* [RECORDED INFORMATION]:
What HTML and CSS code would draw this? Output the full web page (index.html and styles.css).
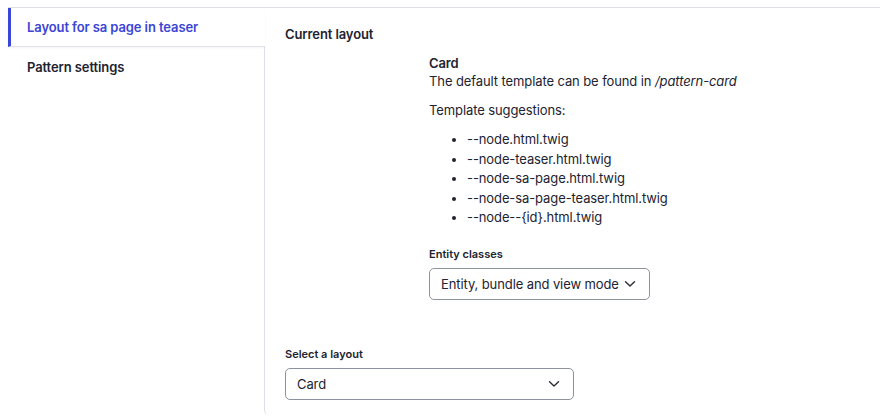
FILE: index.html
```html
<!DOCTYPE html>
<html lang="en">
<head>
<meta charset="utf-8">
<title>Layout</title>
<link rel="stylesheet" href="styles.css">
</head>
<body>
<div class="vtabs">
  <ul class="vtabs-menu">
    <li class="vtab is-active"><a href="#">Layout for sa page in teaser</a></li>
    <li class="vtab"><a href="#">Pattern settings</a></li>
  </ul>
  <div class="vtabs-pane">
    <h3 class="section-title">Current layout</h3>
    <div class="pattern">
      <div class="pattern-name">Card</div>
      <p class="pattern-desc">The default template can be found in <em>/pattern-card</em></p>
      <p class="pattern-sugg">Template suggestions:</p>
      <ul class="sugg-list">
        <li>--node.html.twig</li>
        <li>--node-teaser.html.twig</li>
        <li>--node-sa-page.html.twig</li>
        <li>--node-sa-page-teaser.html.twig</li>
        <li>--node--{id}.html.twig</li>
      </ul>
      <div class="field field-entity">
        <label class="field-label">Entity classes</label>
        <div class="select select-entity">
          <span>Entity, bundle and view mode</span>
          <svg class="chev" width="12" height="8" viewBox="0 0 12 8"><path d="M1.5 1.8 L6 6 L10.5 1.8" fill="none" stroke="#2a2c33" stroke-width="1.4" stroke-linecap="round" stroke-linejoin="round"/></svg>
        </div>
      </div>
    </div>
    <div class="field field-layout">
      <label class="field-label">Select a layout</label>
      <div class="select select-layout">
        <span>Card</span>
        <svg class="chev" width="12" height="8" viewBox="0 0 12 8"><path d="M1.5 1.8 L6 6 L10.5 1.8" fill="none" stroke="#2a2c33" stroke-width="1.4" stroke-linecap="round" stroke-linejoin="round"/></svg>
      </div>
    </div>
  </div>
</div>
</body>
</html>
```
FILE: styles.css
```css
* { box-sizing: border-box; }
html, body { margin: 0; padding: 0; background: #fff; }
body {
  font-family: Inter, "Noto Sans", "Liberation Sans", sans-serif;
  color: #222330;
  font-size: 13px;
  letter-spacing: -0.1px;
  padding: 7px 0 0 8px;
  height: 418px;
  overflow: hidden;
}
.vtabs {
  display: flex;
  border-top: 1px solid #dedfe4;
  height: 409px;
}
.vtabs-menu {
  list-style: none;
  margin: 0;
  padding: 0;
  width: 256px;
  flex: none;
}
.vtab a {
  display: block;
  text-decoration: none;
  color: #222330;
  font-weight: 600;
  font-size: 13px;
  line-height: 20px;
  padding: 9px 16px 9px 19px;
  white-space: nowrap;
}
.vtab.is-active {
  position: relative;
  z-index: 1;
  width: 257px;
  background: #fff;
  border-left: 3px solid #3b45d6;
  border-bottom: 1px solid #e2e3e8;
  box-shadow: 0 1px 2px rgba(0,0,0,0.05);
}
.vtab.is-active a {
  color: #3b45d6;
  padding: 9px 16px 9px 16px;
}
.vtab + .vtab a { padding-top: 10px; }
.vtabs-pane {
  flex: 1;
  border-left: 1px solid #dedfe4;
  border-bottom-left-radius: 5px;
  padding: 16px 20px 0 20px;
  margin-bottom: 1px;
}
.section-title {
  margin: 0;
  font-size: 13px;
  font-weight: 600;
  line-height: 20px;
}
.pattern {
  padding-left: 144px;
  margin-top: 10px;
}
.pattern-name {
  font-weight: 600;
  line-height: 18px;
}
.pattern-desc {
  margin: 0;
  line-height: 18px;
}
.pattern-sugg {
  margin: 11px 0 0;
  line-height: 18px;
}
.sugg-list {
  margin: 11px 0 0;
  padding-left: 38px;
  line-height: 19.5px;
}
.field-label {
  display: block;
  font-size: 11px;
  letter-spacing: 0;
  font-weight: 600;
  line-height: 16px;
}
.field-entity { margin-top: 18px; }
.select {
  margin-top: 6px;
  height: 32px;
  border: 1px solid #8e929c;
  border-radius: 5px;
  display: flex;
  align-items: center;
  justify-content: space-between;
  padding: 0 13px 0 11px;
  background: #fff;
  white-space: nowrap;
}
.select-entity { width: 221px; }
.select-layout { width: 289px; }
.field-layout { margin-top: 46px; }
.chev { flex: none; }
```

* [EXERCISE TASK]: Repeat the material above in full and exactly, omitting the pictures.

* [EXPECTED ANSWER]:
What HTML and CSS code would draw this? Output the full web page (index.html and styles.css).
FILE: index.html
```html
<!DOCTYPE html>
<html lang="en">
<head>
<meta charset="utf-8">
<title>Layout</title>
<link rel="stylesheet" href="styles.css">
</head>
<body>
<div class="vtabs">
  <ul class="vtabs-menu">
    <li class="vtab is-active"><a href="#">Layout for sa page in teaser</a></li>
    <li class="vtab"><a href="#">Pattern settings</a></li>
  </ul>
  <div class="vtabs-pane">
    <h3 class="section-title">Current layout</h3>
    <div class="pattern">
      <div class="pattern-name">Card</div>
      <p class="pattern-desc">The default template can be found in <em>/pattern-card</em></p>
      <p class="pattern-sugg">Template suggestions:</p>
      <ul class="sugg-list">
        <li>--node.html.twig</li>
        <li>--node-teaser.html.twig</li>
        <li>--node-sa-page.html.twig</li>
        <li>--node-sa-page-teaser.html.twig</li>
        <li>--node--{id}.html.twig</li>
      </ul>
      <div class="field field-entity">
        <label class="field-label">Entity classes</label>
        <div class="select select-entity">
          <span>Entity, bundle and view mode</span>
          <svg class="chev" width="12" height="8" viewBox="0 0 12 8"><path d="M1.5 1.8 L6 6 L10.5 1.8" fill="none" stroke="#2a2c33" stroke-width="1.4" stroke-linecap="round" stroke-linejoin="round"/></svg>
        </div>
      </div>
    </div>
    <div class="field field-layout">
      <label class="field-label">Select a layout</label>
      <div class="select select-layout">
        <span>Card</span>
        <svg class="chev" width="12" height="8" viewBox="0 0 12 8"><path d="M1.5 1.8 L6 6 L10.5 1.8" fill="none" stroke="#2a2c33" stroke-width="1.4" stroke-linecap="round" stroke-linejoin="round"/></svg>
      </div>
    </div>
  </div>
</div>
</body>
</html>
```
FILE: styles.css
```css
* { box-sizing: border-box; }
html, body { margin: 0; padding: 0; background: #fff; }
body {
  font-family: Inter, "Noto Sans", "Liberation Sans", sans-serif;
  color: #222330;
  font-size: 13px;
  letter-spacing: -0.1px;
  padding: 7px 0 0 8px;
  height: 418px;
  overflow: hidden;
}
.vtabs {
  display: flex;
  border-top: 1px solid #dedfe4;
  height: 409px;
}
.vtabs-menu {
  list-style: none;
  margin: 0;
  padding: 0;
  width: 256px;
  flex: none;
}
.vtab a {
  display: block;
  text-decoration: none;
  color: #222330;
  font-weight: 600;
  font-size: 13px;
  line-height: 20px;
  padding: 9px 16px 9px 19px;
  white-space: nowrap;
}
.vtab.is-active {
  position: relative;
  z-index: 1;
  width: 257px;
  background: #fff;
  border-left: 3px solid #3b45d6;
  border-bottom: 1px solid #e2e3e8;
  box-shadow: 0 1px 2px rgba(0,0,0,0.05);
}
.vtab.is-active a {
  color: #3b45d6;
  padding: 9px 16px 9px 16px;
}
.vtab + .vtab a { padding-top: 10px; }
.vtabs-pane {
  flex: 1;
  border-left: 1px solid #dedfe4;
  border-bottom-left-radius: 5px;
  padding: 16px 20px 0 20px;
  margin-bottom: 1px;
}
.section-title {
  margin: 0;
  font-size: 13px;
  font-weight: 600;
  line-height: 20px;
}
.pattern {
  padding-left: 144px;
  margin-top: 10px;
}
.pattern-name {
  font-weight: 600;
  line-height: 18px;
}
.pattern-desc {
  margin: 0;
  line-height: 18px;
}
.pattern-sugg {
  margin: 11px 0 0;
  line-height: 18px;
}
.sugg-list {
  margin: 11px 0 0;
  padding-left: 38px;
  line-height: 19.5px;
}
.field-label {
  display: block;
  font-size: 11px;
  letter-spacing: 0;
  font-weight: 600;
  line-height: 16px;
}
.field-entity { margin-top: 18px; }
.select {
  margin-top: 6px;
  height: 32px;
  border: 1px solid #8e929c;
  border-radius: 5px;
  display: flex;
  align-items: center;
  justify-content: space-between;
  padding: 0 13px 0 11px;
  background: #fff;
  white-space: nowrap;
}
.select-entity { width: 221px; }
.select-layout { width: 289px; }
.field-layout { margin-top: 46px; }
.chev { flex: none; }
```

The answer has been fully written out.